Loyalty: The Vital Virtue

October 16, 2010




Loyalty:  The Vital Virtue


“Leadership” by Rudolph Giuliani with Ken Kurson   exhorts helpful true-to-life stories leading people and inspiring them.

Once wanting to be a priest or doctor back in college, Rudolph W. Giuliani was elected the 107th mayor of the City of New York in 1993.  Prior to becoming mayor, he had been Associate Attorney General, the third highest position in the United States Department of Justice, a position left in 1983 to become US Attorney for the Southern District of New York.   Hew was voted Time’s “2001 Person of the Year.”

“My mother exerted tremendous influence on my education.  She loved to teach,” says Giuliani.

The author’s experiences brought him to fulfilling his dreams, and inspiring/supporting people, especially those he worked with.

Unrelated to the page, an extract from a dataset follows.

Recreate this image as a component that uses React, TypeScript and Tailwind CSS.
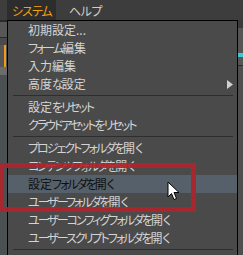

One of Giuliani’s lessons as a leader, tells the quotation from Thomas De Quincey  “If once a man indulges himself in murder, very soon he comes to think little of robbing; and from robbing; he comes next to drinking and Sabbath-breaking; and from that to incivility and procrastination.”  It’s all connected and it goes both ways.  The quotation appears in the movie version “Prince of the City,” Sidney Lumet film).

A real leader wants his managers to be strong.  He must establish the best in each player.
Any high-achievement environment attracts people who are relatively independent.  They’re used to calling the shots.  Forcing them to work together creates tension and tension breads creative solution with each person striving to push the project further.

This is using creative tension for everyone to work hard, but supportive of the bigger common goals.

Development of beliefs, communicating them,  and taking action  are the three critical stages in a good leadership.  

In Verdi’s “Rigoletto,” the Duke of Mantua muses to the courtesans about the fickleness of women:  “La donna e mobile qual piuma al vento, muta d’accento, e di pensier.”  (I am  known to sing this without much provocation.) After the opera, a woman dies through misplaced loyalty to the Duke.




Loyalty is the vital virtue of a good leader.  It is standing by someone who is under fire and embracing those who are attacked.

Loyalty has been showed in various lives of martyrs, saints, leaders, generals, and heroes, among others.  Classic and popular films, especially war pictures (Gladiator/Last Samurai/St. Pancratius/Joan of Arc/ Martyrs of Vietnam etc.) show the true measure of loyalty when leaders die for his men in battle fields, and martyrs die for God and service.